Je ne cesse, pour ma part, de lui offrir cette sorte d’hommage et de tout faire en mon pouvoir pour que son imaginaton brille à l’égal de la mienne. »
Writing, when properly managed (as you may be sure I think mine is) is but a different name for conversation. As no one, who knows what he is about in good company, would venture to talk all;--so no author, who understands the just boundaries of decorum and good-breeding, would presume to think all: The truest respect which you can pay to the reader's understanding, is to halve this matter amicably, and leave him something to imagine, in his turn, as well as yourself.
For my own part, I am eternally paying him compliments of this kind, and do all that lies in my power to keep his imagination as busy as my own.

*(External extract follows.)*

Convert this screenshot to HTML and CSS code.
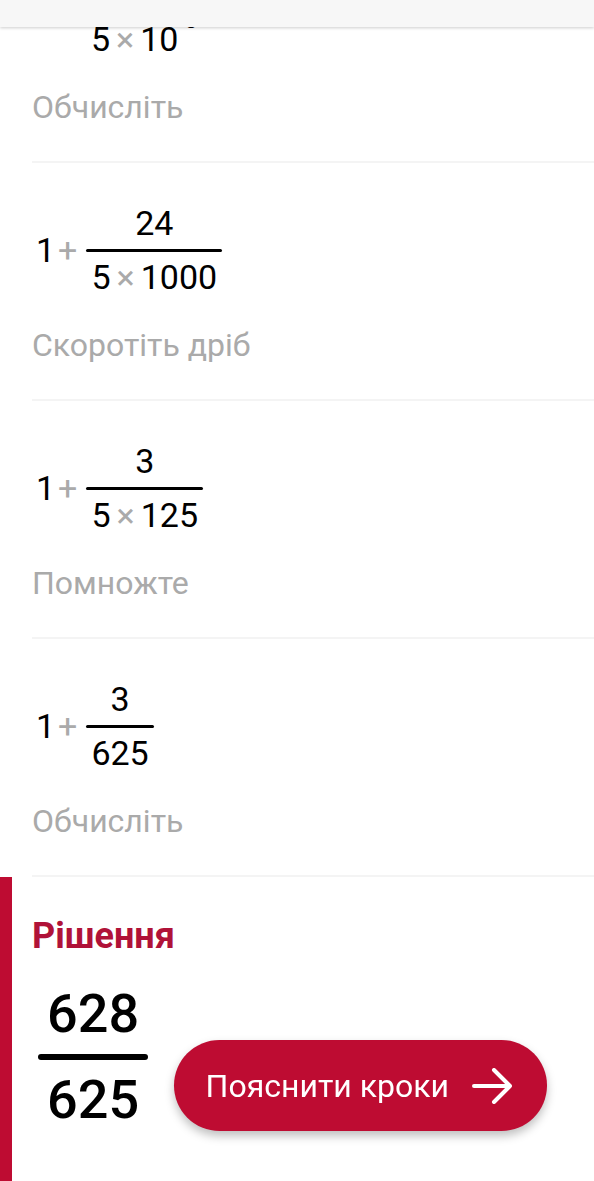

Steiner, Langage et silence 10x18 p. 103-104 :
« Le respect du lecteur implique que le poète ou le romancier soit prêt à voir collaborer avec la sienne l'intelligence du lecteur dans l'acte créateur. Il ne dit pas tout, car son œuvre n'a rien de ces premiers rudiments à l’usage des enfants ou des débiles mentaux. Il n’épuise pas toutes les directions que l'imagination du lecteur peut emprunter, mais se réjouit de la voir d'elle-même remplir de sa propre vie, de ses souvenirs sans nombre, de ses désirs sans partage, les contours qu'il a tracés. Tolstoï est infiniment plus libre que nos nouveaux pornographes, et son récit bien plus érotique lorsqu'il s'arrête à la porte de la chambre à coucher des Karénine, et ne fait que suggérer, en la rapprochant d'une flamme mourante, des cendres refroidies sur la grille, une faillite sexuelle que chacun de nous peut revivre ou expliciter à son gré. George Eliot est libre, et elle traite ses lecteurs en adultes lorsqu'elle laisse entrevoir, par les inflexions du style et le jeu des modes, ce que fut réellement la lune de miel des Causaubon dans Middlemarch et le traumatisme que l'incompréhension radicale infligea à Dorothée. Ce sont là des scènes profondément suggestives qui intensifient et diversifient notre expérience sexuelle, bien au-delà de ce que peuvent faire les histoires de bidet du roman contemporain ‘libéré’. Il n'y a pas la moindre trace d'affranchissement personnel dans les descriptions les plus précises des faits physiologiques que nous présente de nos jours la ‘haute pornographie’, car le lecteur y est bafoué et son imagination fondamentalement dégradée. »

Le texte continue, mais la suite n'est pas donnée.